Underfitting (High Bias)

Underfitting occurs when the model is too simple to accurately explain the underlying pattern in the training data. A high-bias model imposes overly simplistic assumptions, such as linearity, causing it to over-generalize. In doing so, it fails to capture nonlinear dependencies and key trends in the data distribution, leading to persistently high error on both training and test sets.

Overfitting (High Variance)

The problem of overfitting may manifest in cases where the complexity of a model exceeds the size of the available data. Variance prevails, and the model is stuck on fluctuations and noise rather than generalizable patterns.
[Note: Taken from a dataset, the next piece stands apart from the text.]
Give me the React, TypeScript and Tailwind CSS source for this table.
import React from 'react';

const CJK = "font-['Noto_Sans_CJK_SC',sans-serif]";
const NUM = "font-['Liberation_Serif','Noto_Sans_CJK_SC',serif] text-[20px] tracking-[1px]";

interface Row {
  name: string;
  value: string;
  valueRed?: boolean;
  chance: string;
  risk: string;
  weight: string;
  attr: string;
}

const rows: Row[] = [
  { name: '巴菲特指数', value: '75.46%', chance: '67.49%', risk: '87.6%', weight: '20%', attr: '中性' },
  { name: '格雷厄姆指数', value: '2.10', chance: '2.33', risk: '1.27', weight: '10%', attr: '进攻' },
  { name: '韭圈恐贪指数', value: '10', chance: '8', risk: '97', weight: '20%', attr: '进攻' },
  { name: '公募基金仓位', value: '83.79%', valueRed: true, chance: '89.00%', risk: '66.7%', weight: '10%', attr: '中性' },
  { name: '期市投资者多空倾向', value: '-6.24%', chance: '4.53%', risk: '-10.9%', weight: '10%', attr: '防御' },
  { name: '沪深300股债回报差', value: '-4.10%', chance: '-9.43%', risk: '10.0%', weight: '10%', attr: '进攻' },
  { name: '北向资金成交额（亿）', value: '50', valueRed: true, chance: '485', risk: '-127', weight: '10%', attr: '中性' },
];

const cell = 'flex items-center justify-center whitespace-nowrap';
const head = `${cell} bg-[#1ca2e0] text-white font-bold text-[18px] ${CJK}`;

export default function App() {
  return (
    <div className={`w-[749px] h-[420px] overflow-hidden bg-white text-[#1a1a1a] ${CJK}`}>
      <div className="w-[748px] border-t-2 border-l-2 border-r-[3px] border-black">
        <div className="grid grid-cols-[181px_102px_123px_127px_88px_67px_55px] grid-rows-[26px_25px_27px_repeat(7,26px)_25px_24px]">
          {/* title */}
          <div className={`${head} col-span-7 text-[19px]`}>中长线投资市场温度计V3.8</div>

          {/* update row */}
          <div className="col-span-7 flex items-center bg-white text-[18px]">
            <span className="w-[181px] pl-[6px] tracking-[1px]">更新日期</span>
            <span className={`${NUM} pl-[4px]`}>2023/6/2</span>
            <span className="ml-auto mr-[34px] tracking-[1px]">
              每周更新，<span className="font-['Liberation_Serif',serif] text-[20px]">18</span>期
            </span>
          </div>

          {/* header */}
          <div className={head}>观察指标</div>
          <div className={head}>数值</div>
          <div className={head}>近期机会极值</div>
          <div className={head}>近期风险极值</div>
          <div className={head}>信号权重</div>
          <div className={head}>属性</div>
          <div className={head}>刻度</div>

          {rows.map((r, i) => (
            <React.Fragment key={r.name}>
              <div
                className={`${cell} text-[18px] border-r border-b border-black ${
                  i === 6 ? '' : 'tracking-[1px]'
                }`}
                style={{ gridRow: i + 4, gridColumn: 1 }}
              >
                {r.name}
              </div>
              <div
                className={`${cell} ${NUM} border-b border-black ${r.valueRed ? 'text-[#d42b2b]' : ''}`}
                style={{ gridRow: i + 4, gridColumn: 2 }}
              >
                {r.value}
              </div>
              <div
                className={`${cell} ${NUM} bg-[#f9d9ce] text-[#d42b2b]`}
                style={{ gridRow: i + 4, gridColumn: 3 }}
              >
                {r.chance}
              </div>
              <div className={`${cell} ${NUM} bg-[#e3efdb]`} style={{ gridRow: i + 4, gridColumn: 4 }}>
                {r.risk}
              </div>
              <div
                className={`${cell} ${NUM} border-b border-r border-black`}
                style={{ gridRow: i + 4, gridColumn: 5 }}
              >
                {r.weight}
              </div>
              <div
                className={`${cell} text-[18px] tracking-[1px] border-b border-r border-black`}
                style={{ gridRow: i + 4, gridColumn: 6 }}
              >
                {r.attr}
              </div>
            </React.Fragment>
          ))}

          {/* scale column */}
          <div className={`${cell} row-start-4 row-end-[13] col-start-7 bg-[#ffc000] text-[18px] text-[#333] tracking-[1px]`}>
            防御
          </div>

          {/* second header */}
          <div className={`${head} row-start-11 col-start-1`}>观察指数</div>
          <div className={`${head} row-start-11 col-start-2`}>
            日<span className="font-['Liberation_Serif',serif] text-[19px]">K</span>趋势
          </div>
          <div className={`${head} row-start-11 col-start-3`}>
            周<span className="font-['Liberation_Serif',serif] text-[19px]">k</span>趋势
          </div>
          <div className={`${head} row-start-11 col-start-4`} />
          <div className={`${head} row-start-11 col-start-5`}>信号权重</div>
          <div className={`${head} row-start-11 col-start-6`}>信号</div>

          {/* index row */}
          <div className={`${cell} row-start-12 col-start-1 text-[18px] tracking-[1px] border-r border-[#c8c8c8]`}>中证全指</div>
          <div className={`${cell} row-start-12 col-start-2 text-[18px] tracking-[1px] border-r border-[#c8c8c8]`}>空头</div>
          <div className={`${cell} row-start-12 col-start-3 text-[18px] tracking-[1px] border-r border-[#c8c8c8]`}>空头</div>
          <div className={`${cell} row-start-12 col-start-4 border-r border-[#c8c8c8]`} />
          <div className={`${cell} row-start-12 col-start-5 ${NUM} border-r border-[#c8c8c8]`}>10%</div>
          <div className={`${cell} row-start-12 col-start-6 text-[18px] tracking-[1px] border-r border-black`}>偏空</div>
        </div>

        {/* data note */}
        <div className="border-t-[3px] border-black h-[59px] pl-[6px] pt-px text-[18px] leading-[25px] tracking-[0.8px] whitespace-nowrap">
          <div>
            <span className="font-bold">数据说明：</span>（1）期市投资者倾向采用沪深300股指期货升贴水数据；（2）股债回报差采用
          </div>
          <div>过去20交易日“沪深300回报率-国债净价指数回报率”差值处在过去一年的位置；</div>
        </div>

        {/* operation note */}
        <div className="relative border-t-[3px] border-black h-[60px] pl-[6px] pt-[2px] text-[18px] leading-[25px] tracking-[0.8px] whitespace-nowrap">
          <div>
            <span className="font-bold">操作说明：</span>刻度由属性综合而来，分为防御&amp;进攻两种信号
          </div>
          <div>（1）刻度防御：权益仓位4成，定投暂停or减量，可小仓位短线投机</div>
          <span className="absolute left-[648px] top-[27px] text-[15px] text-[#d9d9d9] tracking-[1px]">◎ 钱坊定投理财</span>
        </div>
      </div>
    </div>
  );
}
The relationship between bias and variance is often referred to as the bias-variance tradeoff, which highlights the need for balance:

  • Increasing model complexity reduces bias but increases variance (risk of overfitting).
  • Simplifying the model reduces variance but increases bias (risk of underfitting).
  • The goal is to find an optimal balance where both bias and variance are minimized, resulting in good generalization performance.

Overfitting in Deep Learning: Modern Insights (Double Descent)
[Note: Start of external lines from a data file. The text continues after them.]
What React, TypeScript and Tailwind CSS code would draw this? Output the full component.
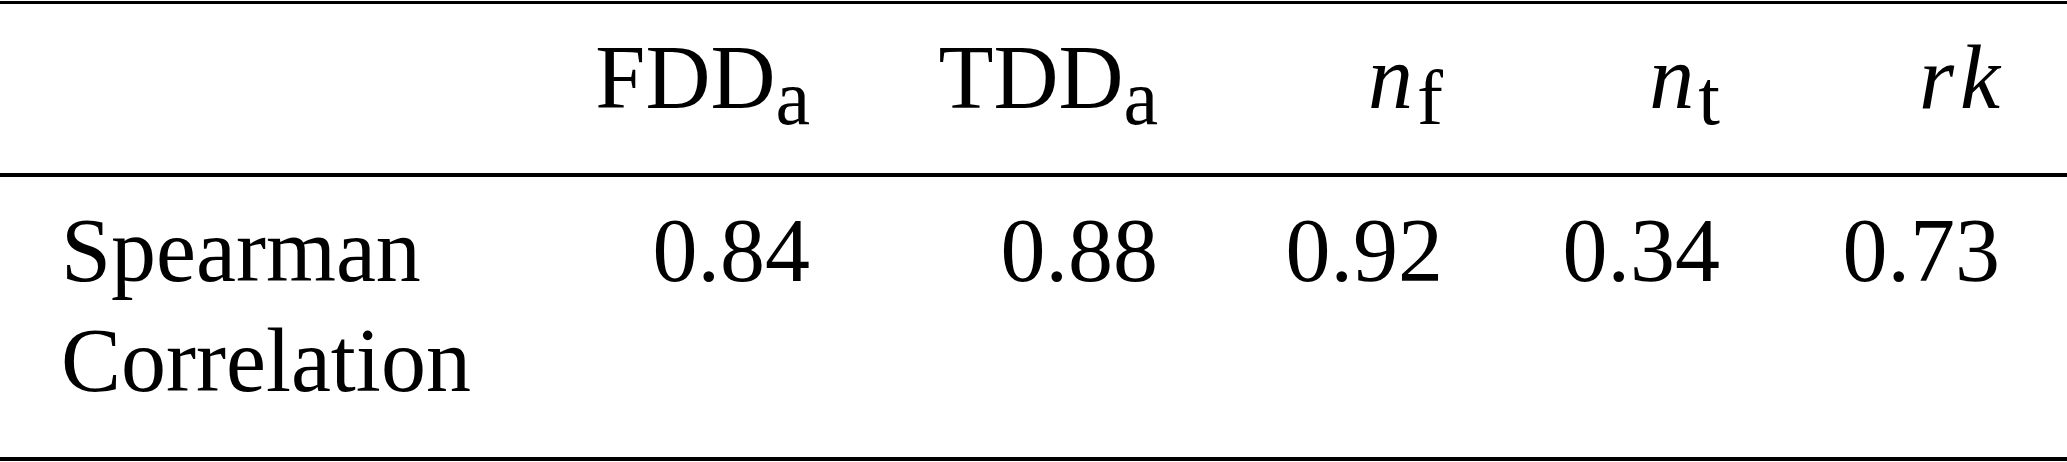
import React from 'react';

// column track widths, measured off the reference (sum = 2067)
const cols = 'grid grid-cols-[532px_342px_348px_285px_277px_283px]';

const Sub = ({ children }: { children: React.ReactNode }) => (
  <span className="text-[78px] leading-none not-italic align-[-16px]">{children}</span>
);

const values = ['0.84', '0.88', '0.92', '0.34', '0.73'];

export default function App() {
  return (
    <div className="w-[2067px] h-[462px] bg-white text-black font-[family-name:'Liberation_Serif','Times_New_Roman',serif] text-[90px] leading-[110px]">
      <div className="pt-[1px]">
        <div className="border-t-[3px] border-black" />

        {/* header */}
        <div className={`${cols} h-[169px] pt-[19px]`}>
          <div className="pl-[61px]"></div>
          <div className="text-right pr-[64px] whitespace-nowrap">
            FDD<Sub>a</Sub>
          </div>
          <div className="text-right pr-[64px] whitespace-nowrap">
            TDD<Sub>a</Sub>
          </div>
          <div className="text-right pr-[64px] whitespace-nowrap">
            <span className="italic mr-[4px]">n</span>
            <Sub>f</Sub>
          </div>
          <div className="text-right pr-[64px] whitespace-nowrap">
            <span className="italic mr-[4px]">n</span>
            <Sub>t</Sub>
          </div>
          <div className="text-right pr-[67px] whitespace-nowrap">
            <span className="italic">r</span>
            <span className="italic ml-[6px]">k</span>
          </div>
        </div>

        <div className="border-t-[4px] border-black" />

        {/* body */}
        <div className={`${cols} h-[280px] pt-[19px]`}>
          <div className="pl-[61px] pr-[40px]">Spearman Correlation</div>
          {values.map((v, i) => (
            <div key={v} className={i === 4 ? 'text-right pr-[67px]' : 'text-right pr-[64px]'}>
              {v}
            </div>
          ))}
        </div>

        <div className="border-t-[4px] border-black" />
      </div>
    </div>
  );
}
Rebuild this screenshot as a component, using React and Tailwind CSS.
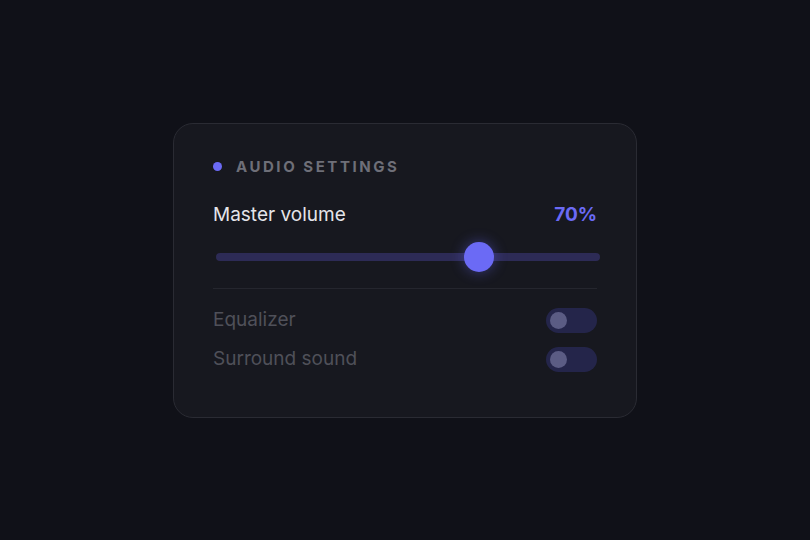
export default function App() {
  const volume = 70;
  return (
    <div
      className="min-h-screen w-full bg-[#101118] flex items-center justify-center"
      style={{ fontFamily: "Inter, 'Noto Sans', sans-serif" }}
    >
      <div className="w-[464px] h-[295px] rounded-[20px] border border-[#2a2b33] bg-[#17181f] px-[39px] pt-[33px]">
        <div className="flex items-center h-[20px] gap-[14px]">
          <span className="w-[9px] h-[9px] rounded-full bg-[#6b6af5]" />
          <span className="text-[15px] font-bold tracking-[0.17em] text-[#6e6f78] leading-none">
            AUDIO SETTINGS
          </span>
        </div>

        <div className="mt-[27px] flex items-center justify-between h-[24px]">
          <span className="text-[19px] text-[#e4e4e9]">Master volume</span>
          <span className="text-[19px] font-bold text-[#6b6af5]">{volume}%</span>
        </div>

        <div className="mt-[14px] relative h-[30px] ml-[3px] mr-[-3px]">
          <div className="absolute left-0 right-0 top-[11px] h-[8px] rounded-full bg-[#2d2b56]" />
          <div
            className="absolute top-0 w-[30px] h-[30px] rounded-full bg-[#6b6af5] shadow-[0_0_14px_rgba(99,102,241,0.45)]"
            style={{ left: `calc((100% - 30px) * ${volume / 100})` }}
          />
        </div>

        <div className="mt-[16px] h-px bg-[#25262e]" />

        <div className="mt-[20px] flex items-center justify-between h-[24px]">
          <span className="text-[19px] text-[#4f5059]">Equalizer</span>
          <Toggle />
        </div>
        <div className="mt-[15px] flex items-center justify-between h-[24px]">
          <span className="text-[19px] text-[#4f5059]">Surround sound</span>
          <Toggle />
        </div>
      </div>
    </div>
  );
}

function Toggle() {
  return (
    <div className="w-[51px] h-[25px] rounded-full bg-[#24254a] flex items-center px-[4px]">
      <span className="w-[17px] h-[17px] rounded-full bg-[#5b5c84]" />
    </div>
  );
}
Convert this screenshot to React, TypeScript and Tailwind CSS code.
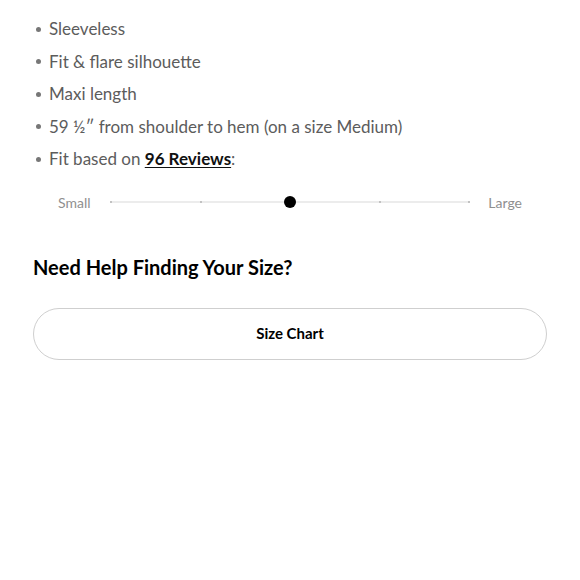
import { useState } from "react";

const details = [
  "Sleeveless",
  "Fit & flare silhouette",
  "Maxi length",
  "59 ½″ from shoulder to hem (on a size Medium)",
];

function FitSlider({ value }: { value: number }) {
  const stops = [0, 1, 2, 3, 4];

  return (
    <div className="flex items-center pl-[25px] pr-[25px]">
      <span className="w-[52px] text-[14px] text-[#8f8f8f]">Small</span>
      <div className="relative h-[12px] flex-1">
        <div className="absolute left-0 right-0 top-[5px] h-[2px] bg-[#ececec]" />
        <div className="absolute inset-0 flex items-center justify-between">
          {stops.map((stop) =>
            stop === value ? (
              <span key={stop} className="-mx-[5px] h-[12px] w-[12px] rounded-full bg-black" />
            ) : (
              <span key={stop} className="h-[2px] w-[2px] rounded-full bg-[#b5b5b5]" />
            )
          )}
        </div>
      </div>
      <span className="w-[52px] text-right text-[14px] text-[#8f8f8f]">Large</span>
    </div>
  );
}

export default function App() {
  const [fit] = useState(2);

  return (
    <div className="min-h-screen bg-white px-[33px] pt-[13px] text-[#5c5c5c] [font-family:Lato,'Open_Sans',sans-serif]">
      <ul className="text-[17px] leading-[32.5px]">
        {details.map((item) => (
          <li key={item} className="flex items-center">
            <span className="mr-[8px] ml-[3px] h-[5px] w-[5px] rounded-full bg-[#777]" />
            {item}
          </li>
        ))}
        <li className="flex items-center">
          <span className="mr-[8px] ml-[3px] h-[5px] w-[5px] rounded-full bg-[#777]" />
          Fit based on&nbsp;
          <a href="#" className="font-bold text-[#111] underline underline-offset-2">
            96 Reviews
          </a>
          :
        </li>
      </ul>

      <div className="mt-[16px]">
        <FitSlider value={fit} />
      </div>

      <h2 className="mt-[39px] text-[20px] font-bold text-black">Need Help Finding Your Size?</h2>

      <button
        type="button"
        className="mt-[26px] flex h-[52px] w-full items-center justify-center rounded-full border border-[#cfcfcf] bg-white text-[15px] font-bold text-black"
      >
        Size Chart
      </button>
    </div>
  );
}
Traditionally, increasing model complexity reduces error. But once overfitting sets in, test error rises, reflecting the bias-variance tradeoff in classical ML.

Double Descent Phenomenon

In modern deep learning, error can decrease, rise, then decrease as complexity grows. When models become highly over-parameterized, they can sometimes generalize better than smaller ones.

Why It Happens

Once a model fits the training data perfectly, additional flexibility enables it to identify smoother and more stable functions. Implicit regularizers, such as stochastic gradient descent (SGD), drive solutions to patterns that reflect the underlying structure rather than noise memorization.

Implications for Practice

  • Large, highly parameterized models can sometimes generalize better than mid-sized models.
  • The double descent effect means the risk of poor generalization is highest in the intermediate complexity regime.
  • Techniques like regularization, early stopping, and cross-validation remain essential safeguards against overfitting.